Tynan Sylvester has a really incisive opinion piece up at Gamasutra illustrating a fundamental disjunction between what developers look at in a game and what players look at. The gist of his piece is that developers often focus on “scaffolding”: the mechanics and code that underlay the game world. Meanwhile, the players consider mainly the “masonry”, that is, the experience of the game world itself. The not-so-subtle point here is that many of the minds behind games have put their creative focus on the wrong thing.
The developers of Crysis and like games, as well as the graphical powerhouse consoles, succumbed to the tyranny of precision, the mindset dominance of quantifiable fidelity. The simple fact is that the graphical capabilities of hardware and software are easily measured, in terms of resolution and framerates and numbers of polygons on screen at a time, and it’s easier to improve something if you know how to measure it. Unfortunately, creation of these super high-definition visuals takes a great deal of effort and expense, and ultimately it doesn’t help that much. What players really want is an experience that feels real, not an image that looks real. Experiential fidelity, unfortunately, can’t be quantified, and it’s difficult to plan hardware (or even software) that creates it.
The success of the Wii and DS, however, suggest that good feel can be, if not created by hardware, at least encouraged by it. It’s too simplistic to try to explain this success by saying that these platforms “tapped into another market”. If that’s so, then we must ask why they tapped into that other market. The answer is that these systems create an experience that the user can relate to, despite their shortcomings in terms of graphical excellence. The remote and stylus are very intuitive control devices. As a result, the player can interact with the game worlds easily, and often exactly in the way he expects to, rather than pressing buttons on some bizarre alien boomerang. Although the Wii and DS may not be great scaffolds, they allow for some great masonry.

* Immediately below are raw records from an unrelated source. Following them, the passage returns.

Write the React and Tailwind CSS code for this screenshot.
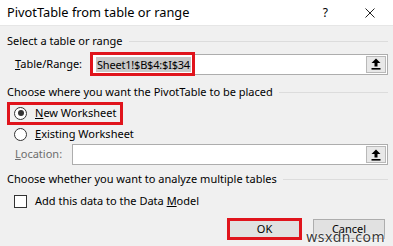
import React from 'react'

const FONT = { fontFamily: '"Noto Sans", "Open Sans", Arial, sans-serif' }

function Heading({ children, className = '' }) {
  return (
    <div className={`flex items-center gap-[6px] ${className}`}>
      <span className="whitespace-nowrap">{children}</span>
      <div className="flex-1 h-px bg-[#dcdcdc]" />
    </div>
  )
}

function UploadIcon() {
  return (
    <svg width="10" height="12" viewBox="0 0 10 12">
      <polygon points="5,0.5 9.5,5 6.5,5 6.5,8.5 3.5,8.5 3.5,5 0.5,5" fill="#000" />
      <rect x="0.5" y="10" width="9" height="1.6" fill="#000" />
    </svg>
  )
}

function RangeInput({ value, className = '' }) {
  return (
    <div className={`flex items-center h-[21px] bg-white border border-[#adadad] ${className}`}>
      <div className="flex-1 pl-[3px] flex items-center">
        {value && <span className="bg-[#c8c8c8] leading-[15px] px-px tracking-[-0.2px]">{value}</span>}
      </div>
      <button className="w-[20px] h-[17px] mr-px bg-[#e8e8e8] border border-[#b9b9b9] flex items-center justify-center">
        <UploadIcon />
      </button>
    </div>
  )
}

function Radio({ checked }) {
  return (
    <div className="w-[13px] h-[13px] rounded-full border border-[#333] bg-white flex items-center justify-center shrink-0">
      {checked && <div className="w-[6px] h-[6px] rounded-full bg-[#333]" />}
    </div>
  )
}

export default function App() {
  return (
    <div style={FONT} className="relative w-[393px] h-[246px] overflow-hidden bg-[#f0f0f0] text-[11px] text-[#000]">
      <div className="h-[26px] bg-white flex items-center pl-[7px] pr-[18px] border-b border-[#e6e6e6]">
        <span className="flex-1 text-[12.8px]">PivotTable from table or range</span>
        <span className="mr-[37px] text-[12px]">?</span>
        <svg width="10" height="10" viewBox="0 0 10 10">
          <path d="M0.5 0.5 L9.5 9.5 M9.5 0.5 L0.5 9.5" stroke="#222" strokeWidth="1" />
        </svg>
      </div>

      <div className="px-[7px] pr-[5px]">
        <Heading className="h-[18px] mt-[6px]">Select a table or range</Heading>

        <div className="flex items-center h-[24px] mt-[2px]">
          <span className="w-[85px] pl-[8px]"><u>T</u>able/Range:</span>
          <div className="relative flex-1">
            <RangeInput value="Sheet1!$B$4:$I$34" />
            <div className="absolute -left-[2px] -top-[2px] w-[105px] h-[24px] border-[3px] border-[#e0141c]" />
          </div>
        </div>

        <Heading className="h-[16px] mt-[8px]">Choose where you want the PivotTable to be placed</Heading>

        <div className="flex items-center h-[22px] mt-[2px] pl-[7px]">
          <div className="relative flex items-center gap-[8px]">
            <Radio checked />
            <span><u>N</u>ew Worksheet</span>
            <div className="absolute -left-[7px] -top-[3px] w-[116px] h-[23px] border-[3px] border-[#e0141c]" />
          </div>
        </div>
        <div className="flex items-center gap-[8px] h-[20px] pl-[7px]">
          <Radio />
          <span><u>E</u>xisting Worksheet</span>
        </div>

        <div className="flex items-center h-[21px]">
          <span className="w-[65px] pl-[8px] text-[#6d6d6d]"><u>L</u>ocation:</span>
          <RangeInput className="flex-1" />
        </div>

        <Heading className="h-[16px] mt-[6px]">Choose whether you want to analyze multiple tables</Heading>

        <div className="flex items-center gap-[8px] h-[20px] mt-[4px] pl-[7px]">
          <div className="w-[13px] h-[13px] border border-[#333] bg-white" />
          <span>Add this data to the Data <u>M</u>odel</span>
        </div>

        <div className="flex justify-end gap-[12px] mt-[8px] pr-[3px]">
          <div className="relative">
            <button className="w-[73px] h-[20px] bg-[#e1e1e1] border border-[#adadad] flex items-center justify-center">OK</button>
            <div className="absolute -left-px -top-px w-[75px] h-[22px] border-[3px] border-[#e0141c]" />
          </div>
          <button className="w-[72px] h-[20px] bg-[#e1e1e1] border border-[#adadad] flex items-center justify-center">Cancel</button>
        </div>
      </div>

      <span
        className="absolute right-[8px] bottom-[-1px] text-[14px] text-[#3a3a3a] tracking-[0.5px]"
        style={{ textShadow: '0 0 2px #fff, 0 0 2px #fff' }}
      >
        wsxdn.com
      </span>
    </div>
  )
}
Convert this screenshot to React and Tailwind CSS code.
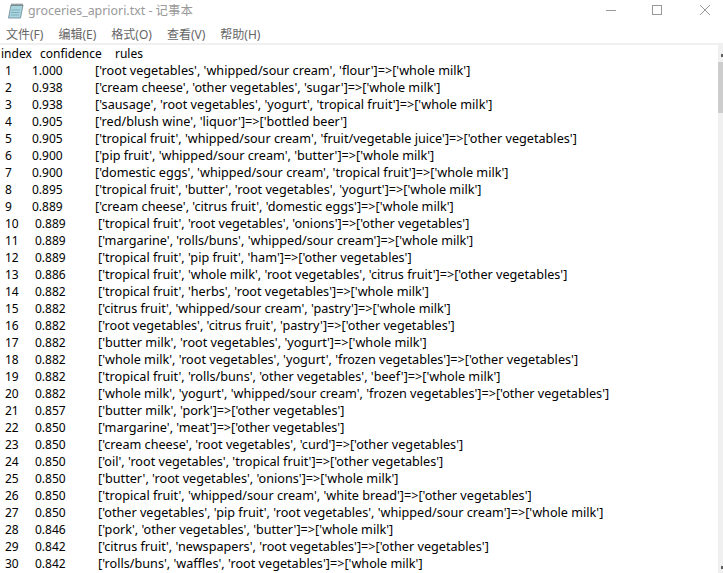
const rows = [
["1","1.000","['root vegetables', 'whipped/sour cream', 'flour']=>['whole milk']"],
["2","0.938","['cream cheese', 'other vegetables', 'sugar']=>['whole milk']"],
["3","0.938","['sausage', 'root vegetables', 'yogurt', 'tropical fruit']=>['whole milk']"],
["4","0.905","['red/blush wine', 'liquor']=>['bottled beer']"],
["5","0.905","['tropical fruit', 'whipped/sour cream', 'fruit/vegetable juice']=>['other vegetables']"],
["6","0.900","['pip fruit', 'whipped/sour cream', 'butter']=>['whole milk']"],
["7","0.900","['domestic eggs', 'whipped/sour cream', 'tropical fruit']=>['whole milk']"],
["8","0.895","['tropical fruit', 'butter', 'root vegetables', 'yogurt']=>['whole milk']"],
["9","0.889","['cream cheese', 'citrus fruit', 'domestic eggs']=>['whole milk']"],
["10","0.889","['tropical fruit', 'root vegetables', 'onions']=>['other vegetables']"],
["11","0.889","['margarine', 'rolls/buns', 'whipped/sour cream']=>['whole milk']"],
["12","0.889","['tropical fruit', 'pip fruit', 'ham']=>['other vegetables']"],
["13","0.886","['tropical fruit', 'whole milk', 'root vegetables', 'citrus fruit']=>['other vegetables']"],
["14","0.882","['tropical fruit', 'herbs', 'root vegetables']=>['whole milk']"],
["15","0.882","['citrus fruit', 'whipped/sour cream', 'pastry']=>['whole milk']"],
["16","0.882","['root vegetables', 'citrus fruit', 'pastry']=>['other vegetables']"],
["17","0.882","['butter milk', 'root vegetables', 'yogurt']=>['whole milk']"],
["18","0.882","['whole milk', 'root vegetables', 'yogurt', 'frozen vegetables']=>['other vegetables']"],
["19","0.882","['tropical fruit', 'rolls/buns', 'other vegetables', 'beef']=>['whole milk']"],
["20","0.882","['whole milk', 'yogurt', 'whipped/sour cream', 'frozen vegetables']=>['other vegetables']"],
["21","0.857","['butter milk', 'pork']=>['other vegetables']"],
["22","0.850","['margarine', 'meat']=>['other vegetables']"],
["23","0.850","['cream cheese', 'root vegetables', 'curd']=>['other vegetables']"],
["24","0.850","['oil', 'root vegetables', 'tropical fruit']=>['other vegetables']"],
["25","0.850","['butter', 'root vegetables', 'onions']=>['whole milk']"],
["26","0.850","['tropical fruit', 'whipped/sour cream', 'white bread']=>['other vegetables']"],
["27","0.850","['other vegetables', 'pip fruit', 'root vegetables', 'whipped/sour cream']=>['whole milk']"],
["28","0.846","['pork', 'other vegetables', 'butter']=>['whole milk']"],
["29","0.842","['citrus fruit', 'newspapers', 'root vegetables']=>['other vegetables']"],
["30","0.842","['rolls/buns', 'waffles', 'root vegetables']=>['whole milk']"],
];
const font = "font-['Noto_Sans','Noto_Sans_CJK_SC',sans-serif]";
const menu = ["文件(F)","编辑(E)","格式(O)","查看(V)","帮助(H)"];
export default function App() {
  return (
    <div className={`w-[723px] h-[573px] bg-white overflow-hidden flex flex-col ${font}`}>
      <div className="h-[20px] flex items-center shrink-0 pt-[2px]">
        <svg width="17" height="17" viewBox="0 0 17 17" className="ml-[7px] -mt-[2px]">
          <path d="M4 3 L16 3 L13.500 16 L1.500 16 Z" fill="#a9d3dd" stroke="#7d9aa5" />
          <path d="M4.500 8 L13 8 M4 10.500 L12.500 10.500 M3.500 13 L12 13" stroke="#7fb0bd" />
          <path d="M5 1.500V4M7 1.500V4M9 1.500V4M11 1.500V4M13 1.500V4M15 1.500V4" stroke="#555" strokeWidth="0.800" />
        </svg>
        <span className="ml-[4px] text-[12.4px] text-[#999999]">groceries_apriori.txt - 记事本</span>
        <div className="ml-auto flex items-center -mt-[2px]">
          <svg width="12" height="12" viewBox="0 0 12 12" className="mr-[34px]"><path d="M1 6.500H11" stroke="#999" /></svg>
          <svg width="12" height="12" viewBox="0 0 12 12" className="mr-[36px]"><rect x="1.500" y="1.500" width="9" height="9" fill="none" stroke="#999" /></svg>
          <svg width="12" height="12" viewBox="0 0 12 12" className="mr-[12px]"><path d="M1 1L11 11M11 1L1 11" stroke="#999" /></svg>
        </div>
      </div>
      <div className="h-[23px] pt-[6px] flex items-center gap-[15px] pl-[6px] text-[12px] text-[#666666] shrink-0">
        {menu.map((m) => <span key={m}>{m}</span>)}
      </div>
      <div className="h-[2px] bg-[#f0f0f0] shrink-0" />
      <div className="flex flex-1 min-h-0">
        <div className="flex-1 min-w-0 text-[12px] leading-[17px] text-black whitespace-nowrap">
          <div className="flex h-[17px]">
            <span className="w-[40px] pl-[1px]">index</span>
            <span className="w-[75px]">confidence</span>
            <span>rules</span>
          </div>
          {rows.map(([i, c, r]) => (
            <div key={i} className="flex h-[17px]">
              <span className={i.length > 1 ? "w-[35px] pl-[5px]" : "w-[32px] pl-[5px]"}>{i}</span>
              <span className="w-[63px]">{c}</span>
              <span className="text-[12.65px]">{r}</span>
            </div>
          ))}
        </div>
        <div className="w-[5px] bg-[#f0f0f0] flex flex-col shrink-0 relative">
          <div className="h-[17px]" />
          <div className="h-[51px] bg-[#cdcdcd]" />
          <div className="absolute right-0 top-[9px] w-[2px] h-[3px] bg-[#606060]" />
          <div className="absolute right-0 bottom-[4px] w-[2px] h-[3px] bg-[#606060]" />
        </div>
      </div>
    </div>
  );
}
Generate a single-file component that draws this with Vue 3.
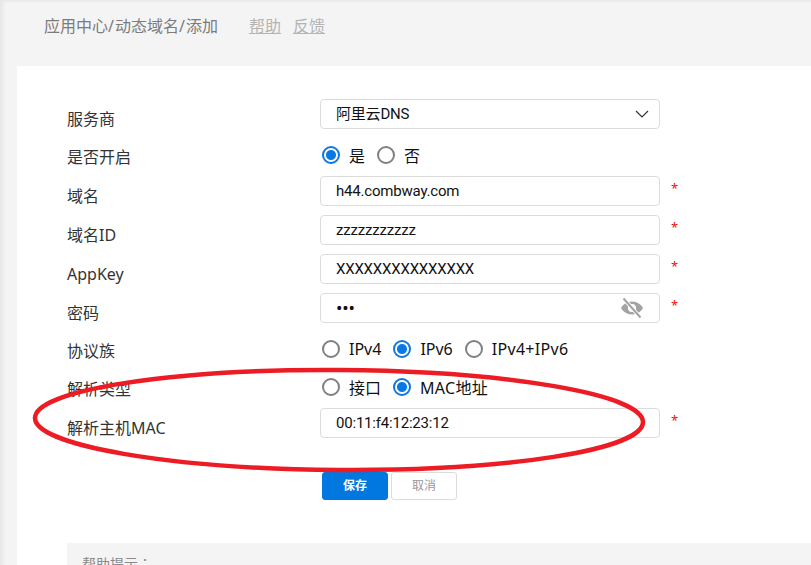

I don’t mean to say that graphics don’t mean anything. However, though they are the most easily measured aspect of a game’s performance, they do not define what makes a great game. It is the experience that matters. The graphics help create the experience, but even the best graphics in history cannot rescue a game that has lousy audio, an idiotic story, or nonsensical mechanics. Nor am I trying to sell coding short: lousy coding can ruin (or almost ruin) an experience easily. The point is that the creative focus of hardware and software developers should always be on the experience to be created. Everything else must flow from that.
You should check out Sylvester’s website, by the way. He’s got some really interesting stuff up there. I particularly liked his piece on Hitman and his article on substance and style in game design, although I disagree with some conclusions of the latter.